Circumstances vary, but the feelings are similar. We feel isolated, vulnerable, and alone. We want to talk and be heard. We want to be known and understood; we don’t want to feel invisible. We want to be included and cared about. We desire intimacy. We want to be connected to someone.
So how do we remedy this loneliness? When I was a child I thought it was simple: Make one really good friend. I was a good listener, and I combined that with a decent sense of humor and a willingness to be helpful. My job was to listen, make you laugh, and help you out. Your job was to be my friend so I wouldn’t be lonely. But eventually I would upset the balance of this arrangement by asking you to help me. If you couldn’t manage it, I felt hurt. Or maybe I couldn’t get you to listen to me for ten minutes when I had already listened to you for hours. In either case, I wouldn’t dare tell you that I was hurt because you might have gotten upset with me. So I would take self-protective steps to prevent getting hurt again.

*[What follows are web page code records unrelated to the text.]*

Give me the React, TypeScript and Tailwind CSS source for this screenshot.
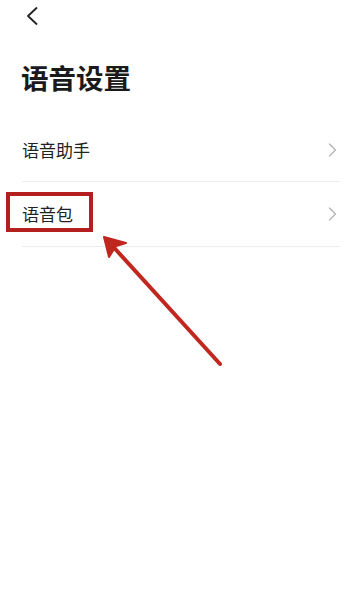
import React from "react";

const Chevron = () => (
  <svg width="9" height="14" viewBox="0 0 9 14" fill="none">
    <path d="M1.5 1 L7.5 7 L1.5 13" stroke="#b5b5b5" strokeWidth="1.3" strokeLinecap="round" strokeLinejoin="round" />
  </svg>
);

export default function App() {
  const font = { fontFamily: '"Noto Sans CJK SC", "Noto Sans", sans-serif' };
  return (
    <div className="relative w-[359px] h-[600px] bg-white overflow-hidden" style={font}>
      <div className="h-[32px] flex items-center pl-[26px]">
        <svg width="12" height="18" viewBox="0 0 12 18" fill="none">
          <path d="M10.5 1 L2 9 L10.5 17" stroke="#222" strokeWidth="1.8" strokeLinecap="round" strokeLinejoin="round" />
        </svg>
      </div>
      <div className="pl-[21px] mt-[26px] text-[27.5px] leading-[38px] font-bold text-[#1a1a1a]">
        语音设置
      </div>
      <div className="mt-[22px] pl-[22px] pr-[19px]">
        <div className="h-[64px] flex items-center justify-between border-b border-[#ececec]">
          <span className="text-[17px] text-[#222]">语音助手</span>
          <div className="pr-[3px]"><Chevron /></div>
        </div>
        <div className="h-[65px] flex items-center justify-between border-b border-[#ececec]">
          <span className="text-[17px] text-[#222]">语音包</span>
          <div className="pr-[3px]"><Chevron /></div>
        </div>
      </div>
      <div className="absolute left-[6px] top-[192px] w-[87px] h-[40px] border-[4px] border-[#b3201e]" />
      <svg className="absolute left-0 top-0" width="359" height="600" viewBox="0 0 359 600" fill="none">
        <line x1="220" y1="364" x2="108" y2="241" stroke="#c0271f" strokeWidth="4" strokeLinecap="round" />
        <path d="M104 237 L126 243 L116 246 L109 257 Z" fill="#c0271f" stroke="#c0271f" strokeWidth="2" strokeLinejoin="round" />
      </svg>
    </div>
  );
}
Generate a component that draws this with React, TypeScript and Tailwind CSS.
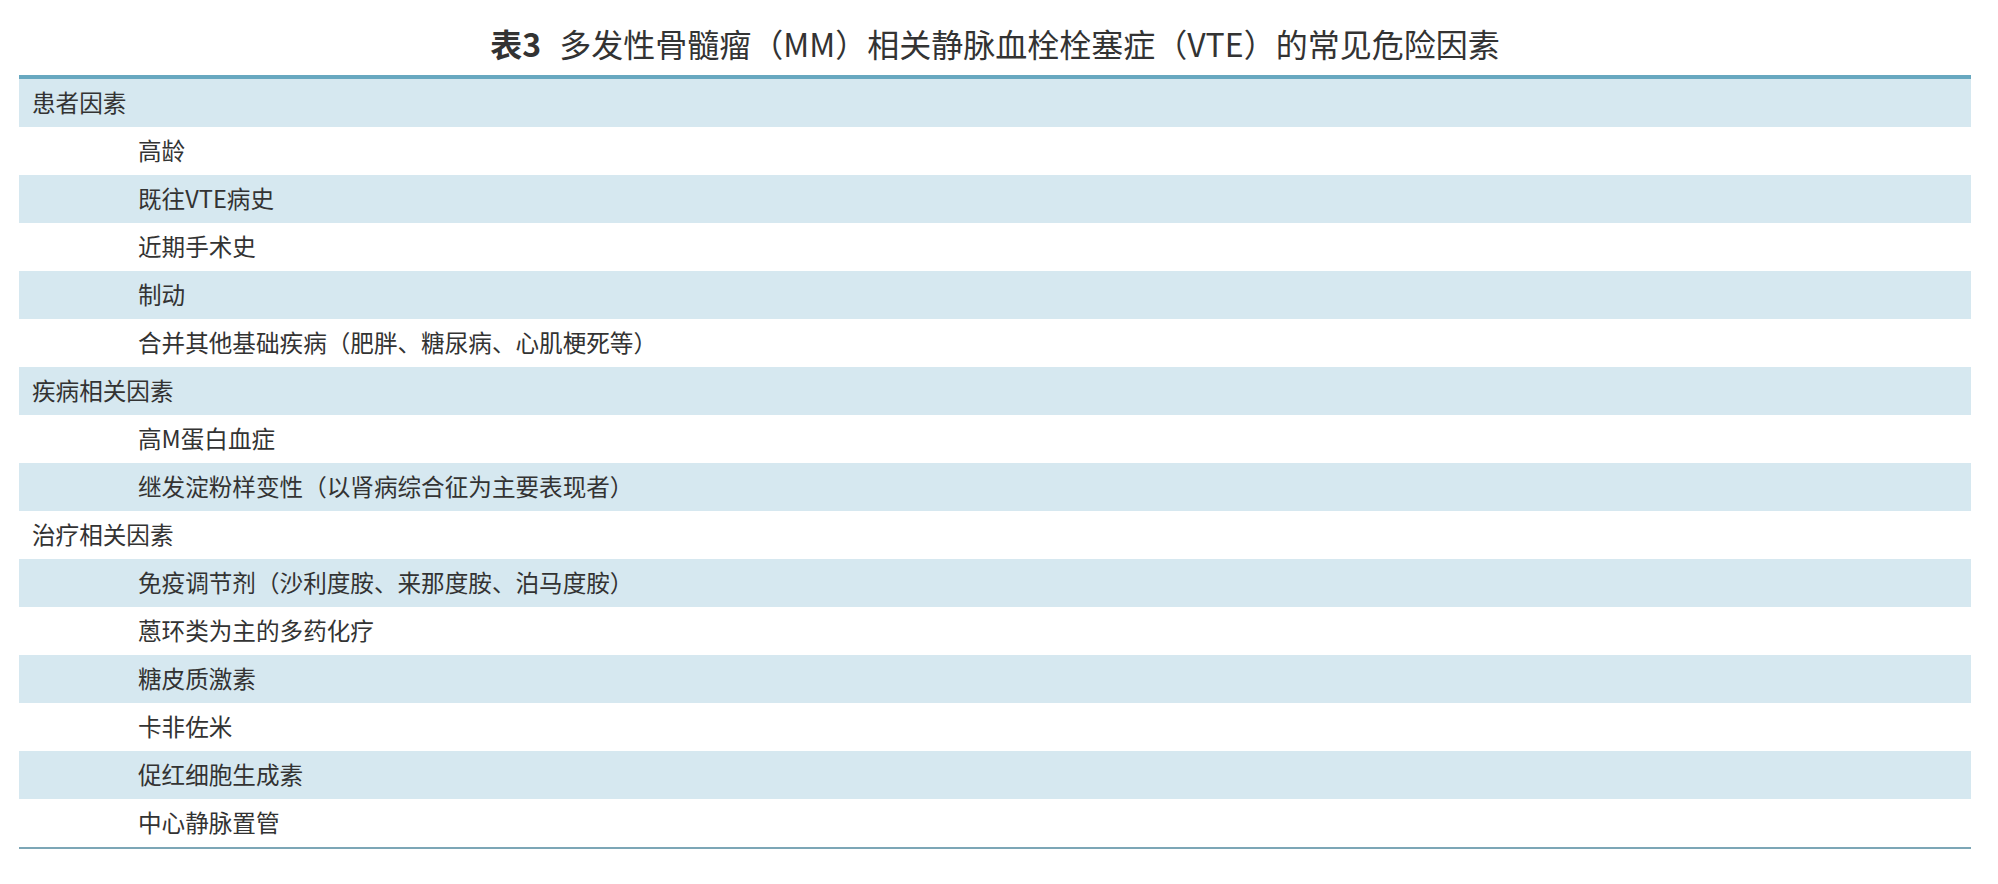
import React from 'react';

type Row = { text: string; level: 0 | 1 };

const rows: Row[] = [
  { text: '患者因素', level: 0 },
  { text: '高龄', level: 1 },
  { text: '既往VTE病史', level: 1 },
  { text: '近期手术史', level: 1 },
  { text: '制动', level: 1 },
  { text: '合并其他基础疾病（肥胖、糖尿病、心肌梗死等）', level: 1 },
  { text: '疾病相关因素', level: 0 },
  { text: '高M蛋白血症', level: 1 },
  { text: '继发淀粉样变性（以肾病综合征为主要表现者）', level: 1 },
  { text: '治疗相关因素', level: 0 },
  { text: '免疫调节剂（沙利度胺、来那度胺、泊马度胺）', level: 1 },
  { text: '蒽环类为主的多药化疗', level: 1 },
  { text: '糖皮质激素', level: 1 },
  { text: '卡非佐米', level: 1 },
  { text: '促红细胞生成素', level: 1 },
  { text: '中心静脉置管', level: 1 },
];

export default function App() {
  return (
    <div className="min-h-screen bg-white pl-[19px] pr-[27px] font-['Noto_Sans_CJK_SC','Noto_Sans',sans-serif] text-[#333]">
      {/* Title */}
      <h1 className="flex h-[75px] items-center justify-center pt-[10px] text-[32px] leading-none">
        <span className="mr-[18px] font-bold">表3</span>
        <span>多发性骨髓瘤（MM）相关静脉血栓栓塞症（VTE）的常见危险因素</span>
      </h1>

      {/* Table */}
      <div className="border-t-4 border-b-2 border-t-[#68a8c0] border-b-[#7ca6b6]">
        {rows.map((row, idx) => (
          <div
            key={idx}
            className={`flex h-12 items-center pb-[1px] text-[23.6px] leading-none ${
              idx % 2 === 0 ? 'bg-[#d6e8f0]' : 'bg-white'
            } ${row.level === 0 ? 'pl-[13px]' : 'pl-[119px]'}`}
          >
            {row.text}
          </div>
        ))}
      </div>
    </div>
  );
}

Do you see the dynamic? I work to get you to like me, but I also work to protect myself from you. I move toward you because I want your acceptance, but I back away because I want to play it safe. A tug-of-war goes on within my heart. My desire for acceptance wins one moment, self-protection the next. The result? I send out a continuous stream of mixed messages. When I am self-protective, I withdraw into myself. But then I become afraid you are (a) losing patience with me; (b) glad to be rid of me; or (c) not even noticing that I’ve withdrawn. All of these possibilities are bad, so I risk getting hurt by being nice again so you’ll still like me. Sooner or later, it all takes too much effort, and we drift apart. But eventually, loneliness gets to me, the memories fade, and I begin the cycle all over again with someone else.
I didn’t always realize that my strategies not only increased my own loneliness, but added to other people’s loneliness as well. Neither did I realize what was going on in me beneath the surface. At a very basic level I was treating my friends like objects, manipulating them so they would do what I wanted. When they let me down, I saw them as obstacles to my sense of security and belonging.